▶ _Your instructions_
Exclude the pictures and retype the entries as written.

═══ Dataset records

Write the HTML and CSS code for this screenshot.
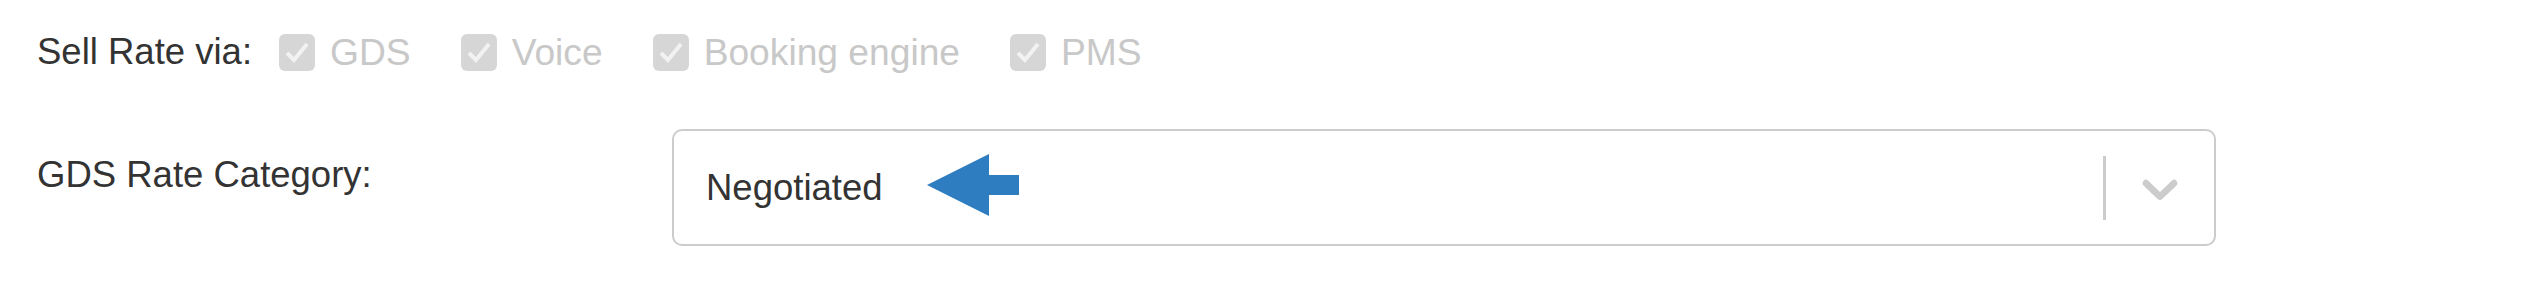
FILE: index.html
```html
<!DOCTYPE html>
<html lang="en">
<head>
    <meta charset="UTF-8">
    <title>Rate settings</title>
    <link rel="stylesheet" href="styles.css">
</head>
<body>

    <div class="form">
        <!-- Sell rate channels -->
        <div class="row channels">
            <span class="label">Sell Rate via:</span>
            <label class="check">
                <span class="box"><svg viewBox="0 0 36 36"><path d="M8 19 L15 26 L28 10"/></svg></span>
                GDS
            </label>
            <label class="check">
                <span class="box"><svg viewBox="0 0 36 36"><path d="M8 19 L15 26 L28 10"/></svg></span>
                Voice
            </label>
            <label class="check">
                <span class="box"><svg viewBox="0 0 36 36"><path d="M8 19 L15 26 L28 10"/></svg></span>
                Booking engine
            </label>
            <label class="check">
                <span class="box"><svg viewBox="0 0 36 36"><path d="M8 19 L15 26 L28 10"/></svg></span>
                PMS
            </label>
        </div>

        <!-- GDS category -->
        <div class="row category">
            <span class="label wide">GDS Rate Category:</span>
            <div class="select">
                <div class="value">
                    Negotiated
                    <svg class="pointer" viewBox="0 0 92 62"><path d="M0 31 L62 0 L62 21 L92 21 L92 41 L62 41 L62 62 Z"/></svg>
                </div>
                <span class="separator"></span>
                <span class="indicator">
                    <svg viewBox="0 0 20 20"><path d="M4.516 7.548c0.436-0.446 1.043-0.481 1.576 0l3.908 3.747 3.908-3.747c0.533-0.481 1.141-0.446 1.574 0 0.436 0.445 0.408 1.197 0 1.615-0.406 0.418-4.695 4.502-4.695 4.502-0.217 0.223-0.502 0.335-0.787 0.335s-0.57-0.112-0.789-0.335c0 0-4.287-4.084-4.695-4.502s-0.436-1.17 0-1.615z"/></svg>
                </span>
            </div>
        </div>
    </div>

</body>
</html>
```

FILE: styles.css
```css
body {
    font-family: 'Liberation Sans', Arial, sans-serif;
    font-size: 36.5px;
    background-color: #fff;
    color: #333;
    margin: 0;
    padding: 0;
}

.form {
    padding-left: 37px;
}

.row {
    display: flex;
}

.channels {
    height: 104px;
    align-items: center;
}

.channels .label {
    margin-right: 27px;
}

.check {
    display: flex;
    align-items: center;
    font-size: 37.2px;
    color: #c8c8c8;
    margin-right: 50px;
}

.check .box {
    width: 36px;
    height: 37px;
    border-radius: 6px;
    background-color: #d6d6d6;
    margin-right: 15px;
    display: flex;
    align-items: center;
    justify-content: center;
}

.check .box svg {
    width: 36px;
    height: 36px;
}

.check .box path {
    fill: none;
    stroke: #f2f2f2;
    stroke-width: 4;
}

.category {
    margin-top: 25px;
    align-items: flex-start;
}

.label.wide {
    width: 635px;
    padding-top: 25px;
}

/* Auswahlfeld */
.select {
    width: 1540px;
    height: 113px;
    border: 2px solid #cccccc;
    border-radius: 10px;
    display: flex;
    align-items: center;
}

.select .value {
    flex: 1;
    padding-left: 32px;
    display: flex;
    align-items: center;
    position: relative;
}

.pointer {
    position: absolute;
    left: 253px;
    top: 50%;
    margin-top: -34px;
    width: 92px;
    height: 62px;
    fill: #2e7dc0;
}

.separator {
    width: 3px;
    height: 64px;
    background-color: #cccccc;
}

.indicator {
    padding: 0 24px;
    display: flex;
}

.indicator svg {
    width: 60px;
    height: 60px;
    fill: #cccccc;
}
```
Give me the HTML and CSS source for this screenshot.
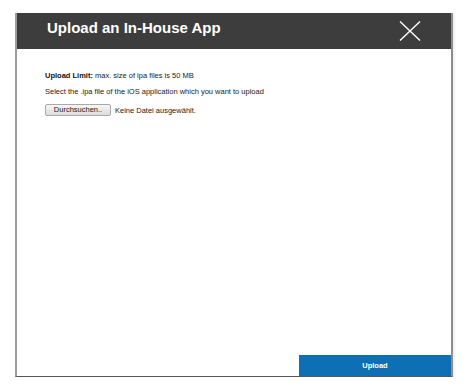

══════

▶ _Task solution_
Write the HTML and CSS code for this screenshot.
FILE: index.html
```html
<!DOCTYPE html>
<html lang="en">
<head>
    <meta charset="UTF-8">
    <title>Rate settings</title>
    <link rel="stylesheet" href="styles.css">
</head>
<body>

    <div class="form">
        <!-- Sell rate channels -->
        <div class="row channels">
            <span class="label">Sell Rate via:</span>
            <label class="check">
                <span class="box"><svg viewBox="0 0 36 36"><path d="M8 19 L15 26 L28 10"/></svg></span>
                GDS
            </label>
            <label class="check">
                <span class="box"><svg viewBox="0 0 36 36"><path d="M8 19 L15 26 L28 10"/></svg></span>
                Voice
            </label>
            <label class="check">
                <span class="box"><svg viewBox="0 0 36 36"><path d="M8 19 L15 26 L28 10"/></svg></span>
                Booking engine
            </label>
            <label class="check">
                <span class="box"><svg viewBox="0 0 36 36"><path d="M8 19 L15 26 L28 10"/></svg></span>
                PMS
            </label>
        </div>

        <!-- GDS category -->
        <div class="row category">
            <span class="label wide">GDS Rate Category:</span>
            <div class="select">
                <div class="value">
                    Negotiated
                    <svg class="pointer" viewBox="0 0 92 62"><path d="M0 31 L62 0 L62 21 L92 21 L92 41 L62 41 L62 62 Z"/></svg>
                </div>
                <span class="separator"></span>
                <span class="indicator">
                    <svg viewBox="0 0 20 20"><path d="M4.516 7.548c0.436-0.446 1.043-0.481 1.576 0l3.908 3.747 3.908-3.747c0.533-0.481 1.141-0.446 1.574 0 0.436 0.445 0.408 1.197 0 1.615-0.406 0.418-4.695 4.502-4.695 4.502-0.217 0.223-0.502 0.335-0.787 0.335s-0.57-0.112-0.789-0.335c0 0-4.287-4.084-4.695-4.502s-0.436-1.17 0-1.615z"/></svg>
                </span>
            </div>
        </div>
    </div>

</body>
</html>
```

FILE: styles.css
```css
body {
    font-family: 'Liberation Sans', Arial, sans-serif;
    font-size: 36.5px;
    background-color: #fff;
    color: #333;
    margin: 0;
    padding: 0;
}

.form {
    padding-left: 37px;
}

.row {
    display: flex;
}

.channels {
    height: 104px;
    align-items: center;
}

.channels .label {
    margin-right: 27px;
}

.check {
    display: flex;
    align-items: center;
    font-size: 37.2px;
    color: #c8c8c8;
    margin-right: 50px;
}

.check .box {
    width: 36px;
    height: 37px;
    border-radius: 6px;
    background-color: #d6d6d6;
    margin-right: 15px;
    display: flex;
    align-items: center;
    justify-content: center;
}

.check .box svg {
    width: 36px;
    height: 36px;
}

.check .box path {
    fill: none;
    stroke: #f2f2f2;
    stroke-width: 4;
}

.category {
    margin-top: 25px;
    align-items: flex-start;
}

.label.wide {
    width: 635px;
    padding-top: 25px;
}

/* Auswahlfeld */
.select {
    width: 1540px;
    height: 113px;
    border: 2px solid #cccccc;
    border-radius: 10px;
    display: flex;
    align-items: center;
}

.select .value {
    flex: 1;
    padding-left: 32px;
    display: flex;
    align-items: center;
    position: relative;
}

.pointer {
    position: absolute;
    left: 253px;
    top: 50%;
    margin-top: -34px;
    width: 92px;
    height: 62px;
    fill: #2e7dc0;
}

.separator {
    width: 3px;
    height: 64px;
    background-color: #cccccc;
}

.indicator {
    padding: 0 24px;
    display: flex;
}

.indicator svg {
    width: 60px;
    height: 60px;
    fill: #cccccc;
}
```
Give me the HTML and CSS source for this screenshot.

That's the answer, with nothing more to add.